Online travel reviews call the place an ancient wonder and praise its quiet power, noting how it offers a concentrated look at early medieval Indian art without the crowds that swarm more famous sites. State tourism campaigns have also begun to mention Garhwa alongside the grander Allahabad Fort and Triveni Sangam, slowly stitching it into the larger narrative of Prayagraj as more than just a river junction. In a twenty-first century obsessed with speed and noise, Garhwa’s greatest gift may be its slowness. It forces visitors to pause, read a weathered inscription, trace a chisel mark and watch light move across worn stone, a rhythm that feels increasingly rare.
Why This Quiet Fort Still Speaks Loudly
Garhwa Fort may look like just another old structure from the highway, but it quietly challenges many lazy ideas often repeated about Indian history. It proves that medieval India was not some dark, artless gap between ancient glory and modern awakening. From the Gupta age to the Baghel rulers, there is continuous building, carving, praying and repurposing, all visible within a couple of kilometres of walled space. The site also sits at a rare intersection of religious, political and archaeological importance.

Sanskrit inscriptions connect it to imperial networks, temple icons map changing patterns of devotion, and the later fort walls tell a story of local kings negotiating violence and authority in a contested landscape. For historians and students, Garhwa is a natural classroom for reading time through layers of stone, inscriptions, and architectural plans.

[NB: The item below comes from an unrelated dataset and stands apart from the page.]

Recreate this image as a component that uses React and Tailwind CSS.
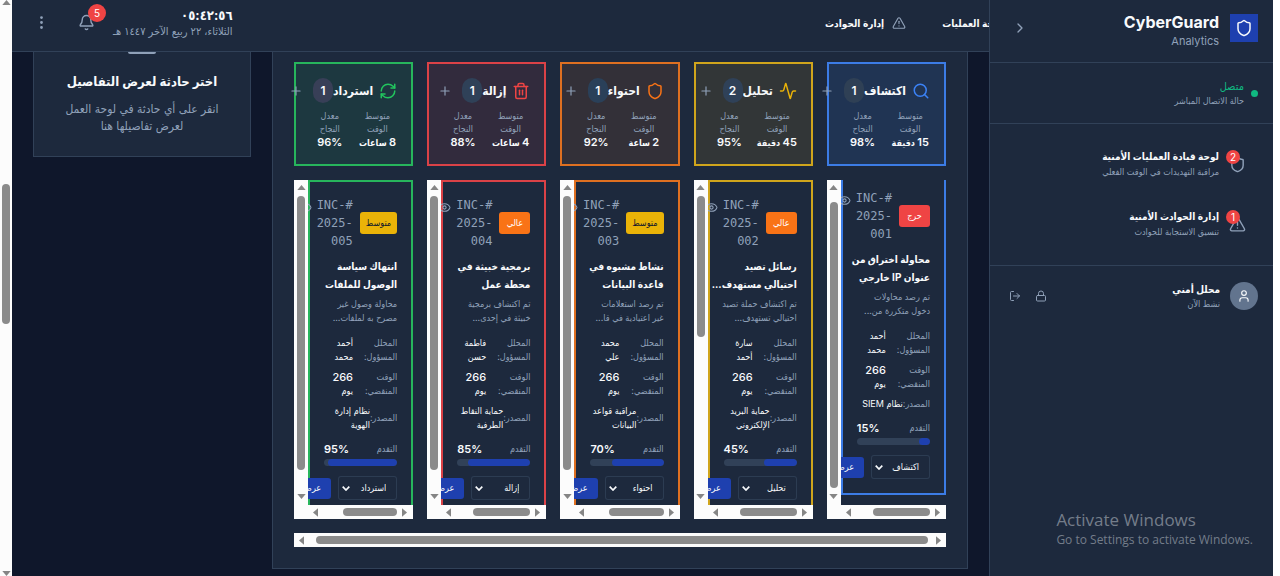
import React from 'react';
import {
  Activity,
  Bell,
  ChevronRight,
  EllipsisVertical,
  Eye,
  Lock,
  LogOut,
  Plus,
  RefreshCw,
  Search,
  Shield,
  Trash2,
  TriangleAlert,
  User,
} from 'lucide-react';

const stages = [
  {
    name: 'اكتشاف',
    count: 1,
    icon: Search,
    time: ['15', 'دقيقة'],
    rate: '98%',
    iconColor: 'text-[#3b82f6]',
    box: 'border-[#3c7ce6] bg-[#3b82f6]/12',
    cardBorder: 'border-[#3c7ce6]',
    pill: 'bg-[#2f4055]',
    vThumb: 'mt-1.5',
    hThumb: 'w-[57px]',
    cardShift: '-mt-[7px]',
    card: {
      id: '#INC-2025-001',
      level: 'حرج',
      levelStyle: 'bg-[#ef4444] text-white',
      title: ['محاولة اختراق من', 'عنوان IP خارجي'],
      text: ['تم رصد محاولات', 'دخول متكررة من...'],
      analyst: ['أحمد', 'محمد'],
      source: ['نظام SIEM'],
      progress: 15,
    },
  },
  {
    name: 'تحليل',
    count: 2,
    icon: Activity,
    time: ['45', 'دقيقة'],
    rate: '95%',
    iconColor: 'text-[#eab308]',
    box: 'border-[#d0a51c] bg-[#eab308]/10',
    cardBorder: 'border-[#d0a51c]',
    pill: 'bg-[#2f4158]',
    vThumb: 'mb-[151px]',
    hThumb: 'w-[57px]',
    cardShift: '',
    card: {
      id: '#INC-2025-002',
      level: 'عالي',
      levelStyle: 'bg-[#f97316] text-white',
      title: ['رسائل تصيد', 'احتيالي مستهدف...'],
      text: ['تم اكتشاف حملة تصيد', 'احتيالي تستهدف...'],
      analyst: ['سارة', 'أحمد'],
      source: ['حماية البريد', 'الإلكتروني'],
      progress: 45,
    },
  },
  {
    name: 'احتواء',
    count: 1,
    icon: Shield,
    time: ['2', 'ساعة'],
    rate: '92%',
    iconColor: 'text-[#f97316]',
    box: 'border-[#df7021] bg-[#f97316]/10',
    cardBorder: 'border-[#df7021]',
    pill: 'bg-[#2a4059]',
    vThumb: 'mb-[18px]',
    hThumb: 'w-[55px]',
    cardShift: '',
    card: {
      id: '#INC-2025-003',
      level: 'متوسط',
      levelStyle: 'bg-[#eab308] text-slate-900',
      title: ['نشاط مشبوه في', 'قاعدة البيانات'],
      text: ['تم رصد استعلامات', 'غير اعتيادية في قا...'],
      analyst: ['محمد', 'علي'],
      source: ['مراقبة قواعد', 'البيانات'],
      progress: 70,
    },
  },
  {
    name: 'إزالة',
    count: 1,
    icon: Trash2,
    time: ['4', 'ساعات'],
    rate: '88%',
    iconColor: 'text-[#ef4444]',
    box: 'border-[#db4247] bg-[#ef4444]/10',
    cardBorder: 'border-[#db4247]',
    pill: 'bg-[#2f4158]',
    vThumb: 'mb-[18px]',
    hThumb: 'w-[57px]',
    cardShift: '',
    card: {
      id: '#INC-2025-004',
      level: 'عالي',
      levelStyle: 'bg-[#f97316] text-white',
      title: ['برمجية خبيثة في', 'محطة عمل'],
      text: ['تم اكتشاف برمجية', 'خبيثة في إحدى...'],
      analyst: ['فاطمة', 'حسن'],
      source: ['حماية النقاط', 'الطرفية'],
      progress: 85,
    },
  },
  {
    name: 'استرداد',
    count: 1,
    icon: RefreshCw,
    time: ['8', 'ساعات'],
    rate: '96%',
    iconColor: 'text-[#22c55e]',
    box: 'border-[#27b55c] bg-[#22c55e]/10',
    cardBorder: 'border-[#27b55c]',
    pill: 'bg-[#383f57]',
    vThumb: 'mb-[18px]',
    hThumb: 'w-[54px]',
    cardShift: '',
    card: {
      id: '#INC-2025-005',
      level: 'متوسط',
      levelStyle: 'bg-[#eab308] text-slate-900',
      title: ['انتهاك سياسة', 'الوصول للملفات'],
      text: ['محاولة وصول غير', 'مصرح به لملفات...'],
      analyst: ['أحمد', 'محمد'],
      source: ['نظام إدارة', 'الهوية'],
      progress: 95,
    },
  },
];

const arrowPaths = {
  up: 'M0 6 5 0 10 6Z',
  down: 'M0 0 5 6 10 0Z',
  left: 'M6 0 0 5 6 10Z',
  right: 'M0 0 6 5 0 10Z',
};

function Arrow({ dir }) {
  const upright = dir === 'up' || dir === 'down';
  return (
    <svg
      className="shrink-0 fill-[#858585]"
      width={upright ? 9 : 5}
      height={upright ? 5 : 9}
      viewBox={upright ? '0 0 10 6' : '0 0 6 10'}
      aria-hidden="true"
    >
      <path d={arrowPaths[dir]} />
    </svg>
  );
}

function VerticalBar({ thumb }) {
  return (
    <div className="flex w-3.5 shrink-0 flex-col items-center bg-[#fcfcfc] pt-[5px] pb-1.5">
      <Arrow dir="up" />
      <div className="flex w-2 flex-1 flex-col py-1.5">
        <div className={`flex-1 rounded-full bg-[#8b8b8b] ${thumb}`} />
      </div>
      <Arrow dir="down" />
    </div>
  );
}

function Lines({ items }) {
  return (
    <span className="block whitespace-nowrap">
      {items.map((line) => (
        <span key={line} className="block">
          {line}
        </span>
      ))}
    </span>
  );
}

function StageHeader({ stage }) {
  const Icon = stage.icon;
  return (
    <div className={`h-26 border-2 p-3.5 ${stage.box}`}>
      <div className="flex items-center">
        <Icon className={`ml-1.5 size-[18px] shrink-0 ${stage.iconColor}`} />
        <h3 className="text-xs font-bold whitespace-nowrap text-slate-50">{stage.name}</h3>
        <span
          className={`flex h-[25px] w-5 shrink-0 items-center justify-center rounded-full text-xs font-semibold text-slate-50 ${stage.pill}`}
        >
          {stage.count}
        </span>
        <button type="button" aria-label="إضافة" className="mr-2.5 shrink-0 text-slate-400">
          <Plus className="size-3.5" />
        </button>
      </div>
      <dl className="mt-1.5 grid grid-cols-2 gap-2 text-center text-[9px] leading-[13px] whitespace-nowrap">
        <div>
          <dt className="text-slate-400">
            متوسط
            <br />
            الوقت
          </dt>
          <dd className="leading-3.5 font-semibold text-slate-50">
            <span className="text-[11px]">{stage.time[0]}</span> {stage.time[1]}
          </dd>
        </div>
        <div>
          <dt className="text-slate-400">
            معدل
            <br />
            النجاح
          </dt>
          <dd className="text-[11px] leading-3.5 font-semibold text-slate-50">{stage.rate}</dd>
        </div>
      </dl>
    </div>
  );
}

function IncidentCard({ stage }) {
  const c = stage.card;
  return (
    <article className={`border-2 p-3.5 ${stage.cardBorder} ${stage.cardShift}`}>
      <div className="flex items-center">
        <span
          className={`ml-[7px] min-w-[31px] shrink-0 rounded-[3px] px-1.5 text-center text-[9px] leading-[22px] ${c.levelStyle}`}
        >
          {c.level}
        </span>
        <span className="w-[37px] shrink-0 font-['DejaVu_Sans_Mono',monospace] text-xs leading-[18px] text-slate-400">
          {c.id}
        </span>
        <button type="button" aria-label="عرض الحادثة" className="mr-1 mb-8 shrink-0 text-slate-400">
          <Eye className="size-[13px]" />
        </button>
      </div>
      <h4 className="mt-[7px] text-[10px] leading-[18px] font-bold text-slate-50">
        <Lines items={c.title} />
      </h4>
      <p className="mt-1 text-[9px] leading-3.5 text-slate-400">
        <Lines items={c.text} />
      </p>
      <dl className="mt-[11px] flex flex-col gap-1.5 text-[9px] leading-3.5">
        <div className="flex justify-between">
          <dt className="text-slate-400">
            <Lines items={['المحلل', 'المسؤول:']} />
          </dt>
          <dd className="w-[29px] shrink-0 text-slate-50">
            <Lines items={c.analyst} />
          </dd>
        </div>
        <div className="flex justify-between">
          <dt className="text-slate-400">
            <Lines items={['الوقت', 'المنقضي:']} />
          </dt>
          <dd className="w-[29px] shrink-0 text-slate-50">
            <span className="block text-[11px] font-medium">266</span>
            <span className="block">يوم</span>
          </dd>
        </div>
        <div className="flex items-center">
          <dt className="shrink-0 text-slate-400">المصدر:</dt>
          <dd className="text-slate-50">
            <Lines items={c.source} />
          </dd>
        </div>
      </dl>
      <div className="mt-2.5 flex justify-between text-[9px] leading-3.5">
        <span className="text-slate-400">التقدم</span>
        <span className="text-[11px] font-semibold text-slate-50">{c.progress}%</span>
      </div>
      <div className="mt-[3px] h-[7px] overflow-hidden rounded-full bg-slate-700">
        <div className="h-full rounded-full bg-[#1e40af]" style={{ width: `${c.progress}%` }} />
      </div>
      <div className="mt-2.5 flex items-center gap-[7px]">
        <div className="relative shrink-0">
          <select
            aria-label="المرحلة"
            defaultValue={stage.name}
            className="block h-6 w-[59px] appearance-none rounded-[3px] border border-slate-700/80 bg-slate-800 pr-2.5 text-[9px] text-slate-50"
          >
            {stages.map((s) => (
              <option key={s.name}>{s.name}</option>
            ))}
          </select>
          <svg
            className="pointer-events-none absolute top-2.5 left-1 h-[5px] w-2 fill-none stroke-slate-50"
            viewBox="0 0 8 5"
            aria-hidden="true"
          >
            <path d="M0.7 0.7 4 4 7.3 0.7" strokeWidth="1.7" />
          </svg>
        </div>
        <button
          type="button"
          className="h-[21px] shrink-0 rounded-[3px] bg-[#1e40af] px-2.5 text-[9px] text-slate-50"
        >
          عرض
        </button>
      </div>
    </article>
  );
}

function StageList({ stage }) {
  return (
    <div className="flex h-[339px] flex-col">
      <div className="flex min-h-0 flex-1">
        <div className="min-w-0 flex-1 overflow-hidden">
          <IncidentCard stage={stage} />
        </div>
        <VerticalBar thumb={stage.vThumb} />
      </div>
      <div className="flex h-3.5 items-center bg-[#fcfcfc] pr-1.5 pl-[19px]">
        <Arrow dir="right" />
        <div className={`mr-[5px] h-2 rounded-full bg-[#8b8b8b] ${stage.hThumb}`} />
        <div className="flex-1" />
        <Arrow dir="left" />
      </div>
    </div>
  );
}

function NavItem({ icon: Icon, count, title, text }) {
  return (
    <a href="#" className="flex h-[60px] items-center gap-2.5 px-[27px]">
      <span className="relative shrink-0">
        <Icon className="size-[17px] text-slate-400" />
        <span className="absolute -top-1.5 left-[-3px] flex size-3.5 items-center justify-center rounded-full bg-[#ef4444] text-[10px] leading-none text-white">
          {count}
        </span>
      </span>
      <span>
        <span className="block text-[10px] leading-4 font-semibold text-slate-50">{title}</span>
        <span className="block text-[9px] leading-4 text-slate-400">{text}</span>
      </span>
    </a>
  );
}

function Sidebar() {
  return (
    <aside className="flex w-[284px] shrink-0 flex-col border-l border-slate-700 bg-slate-800">
      <div className="flex h-[63px] items-start border-b border-slate-700 px-[15px] pt-3.5">
        <span className="flex size-7 items-center justify-center bg-[#1e40af]">
          <Shield className="size-[18px] text-slate-50" />
        </span>
        <div className="mr-[11px] -mt-0.5" dir="ltr">
          <h1 className="text-right text-base leading-5 font-bold text-slate-50">CyberGuard</h1>
          <p className="text-right text-[11px] leading-[18px] text-slate-400">Analytics</p>
        </div>
        <button type="button" aria-label="طي القائمة" className="mr-auto ml-[7px] mt-1.5 text-slate-400">
          <ChevronRight className="size-4" />
        </button>
      </div>
      <div className="flex h-[61px] items-center gap-[7px] border-b border-slate-700 px-[15px]">
        <span className="size-[7px] rounded-full bg-[#10b981]" />
        <div>
          <p className="text-[11px] leading-4 text-[#10b981]">متصل</p>
          <p className="text-[9px] leading-3.5 text-slate-400">حالة الاتصال المباشر</p>
        </div>
      </div>
      <nav className="border-b border-slate-700 pt-2.5 pb-[11px]">
        <NavItem
          icon={Shield}
          count={2}
          title="لوحة قيادة العمليات الأمنية"
          text="مراقبة التهديدات في الوقت الفعلي"
        />
        <NavItem
          icon={TriangleAlert}
          count={1}
          title="إدارة الحوادث الأمنية"
          text="تنسيق الاستجابة للحوادث"
        />
      </nav>
      <div className="flex h-[60px] items-center px-[15px]">
        <span className="flex size-7 items-center justify-center rounded-full bg-slate-500">
          <User className="size-3.5 text-slate-50" />
        </span>
        <div className="mr-2.5">
          <p className="text-[10px] leading-4 font-semibold text-slate-50">محلل أمني</p>
          <p className="text-[9px] leading-3.5 text-slate-400">نشط الآن</p>
        </div>
        <div className="mr-auto ml-1 flex gap-3.5 text-slate-400">
          <button type="button" aria-label="قفل">
            <Lock className="size-3" />
          </button>
          <button type="button" aria-label="تسجيل الخروج">
            <LogOut className="size-3" />
          </button>
        </div>
      </div>
      <div
        dir="ltr"
        className="mt-auto pr-5 pb-[26px] text-right font-['Open_Sans',sans-serif] whitespace-nowrap text-[#747d8a]"
      >
        <div className="inline-block text-left">
          <p className="text-[17px] leading-6">Activate Windows</p>
          <p className="text-xs leading-4">Go to Settings to activate Windows.</p>
        </div>
      </div>
    </aside>
  );
}

function TopBar() {
  return (
    <header className="flex h-[52px] shrink-0 items-start border-b border-slate-700 bg-slate-800 pl-[21px]">
      <nav className="flex items-center text-[10px] leading-[46px] font-semibold whitespace-nowrap text-slate-50">
        <a href="#" className="-mr-3.5">
          لوحة العمليات
        </a>
        <a href="#" className="mr-9 flex items-center gap-2">
          <TriangleAlert className="size-3.5 text-slate-400" />
          إدارة الحوادث
        </a>
      </nav>
      <div className="mr-auto whitespace-nowrap">
        <p className="pt-1.5 text-[13px] leading-[18px] font-bold text-slate-50">٠٥:٤٢:٥٦</p>
        <p className="text-[11px] leading-3.5 text-slate-400">الثلاثاء، ٢٢ ربيع الآخر ١٤٤٧ هـ</p>
      </div>
      <button type="button" aria-label="الإشعارات" className="relative mt-3.5 mr-[18px] text-slate-400">
        <Bell className="size-[17px]" />
        <span className="absolute -top-2.5 left-2.5 flex size-[18px] items-center justify-center rounded-full bg-[#ef4444] text-[10px] leading-none text-white">
          5
        </span>
      </button>
      <button type="button" aria-label="المزيد" className="mt-3.5 mr-7 text-slate-400">
        <EllipsisVertical className="size-[17px]" />
      </button>
    </header>
  );
}

function Board() {
  return (
    <section className="min-w-0 flex-1 border-x border-b border-slate-700 bg-slate-800 px-[21px] pt-2.5 pb-[21px]">
      <div className="grid grid-cols-5 gap-3.5">
        {stages.map((s) => (
          <StageHeader key={s.name} stage={s} />
        ))}
        {stages.map((s) => (
          <StageList key={s.name} stage={s} />
        ))}
      </div>
      <div className="mt-3.5 flex h-3.5 items-center bg-[#fcfcfc] px-[5px]">
        <Arrow dir="right" />
        <div className="mr-2 ml-3 h-2 flex-1 rounded-full bg-[#8b8b8b]" />
        <Arrow dir="left" />
      </div>
    </section>
  );
}

function Details() {
  return (
    <section className="w-[218px] shrink-0 border-x border-b border-slate-700 bg-slate-800 px-5 pb-[22px] text-center">
      <div className="mx-auto h-0.5 w-7 rounded-b-sm bg-slate-400" />
      <h2 className="mt-4 text-[13px] leading-[22px] font-bold whitespace-nowrap text-slate-50">
        اختر حادثة لعرض التفاصيل
      </h2>
      <p className="mt-2 text-xs leading-[17px] text-slate-400">
        <Lines items={['انقر على أي حادثة في لوحة العمل', 'لعرض تفاصيلها هنا']} />
      </p>
    </section>
  );
}

export default function App() {
  return (
    <div
      dir="rtl"
      className="flex h-screen overflow-hidden bg-slate-900 font-['Inter','DejaVu_Sans_Condensed','DejaVu_Sans',sans-serif]"
    >
      <div className="w-[7px] shrink-0 bg-white" />
      <Sidebar />
      <div className="flex min-w-0 flex-1 flex-col overflow-hidden">
        <TopBar />
        <main className="flex items-start gap-[21px] px-[21px]">
          <Board />
          <Details />
        </main>
      </div>
      <div className="flex w-3 shrink-0 flex-col items-center bg-[#fcfcfc]">
        <Arrow dir="up" />
        <div className="flex flex-1 flex-col pt-[179px]">
          <div className="h-[140px] w-2 rounded-full bg-[#8b8b8b]" />
        </div>
        <Arrow dir="down" />
      </div>
    </div>
  );
}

For writers and artists, it offers ready metaphors of enclosure and openness, loss and recovery, sound and silence.
For local communities and for Uttar Pradesh as a whole, it holds the promise of thoughtful heritage tourism that goes beyond famous ghats and melas, drawing visitors into the countryside and creating small but meaningful economic benefits. In a moment when debates about India’s past are often loud and divided, Garhwa suggests a different approach. Here, the past is not an argument but a presence, broad enough to hold a Gupta inscription, a Baghel king’s bastion, a missing linga and a modern traveller’s footsteps in the same quiet afternoon.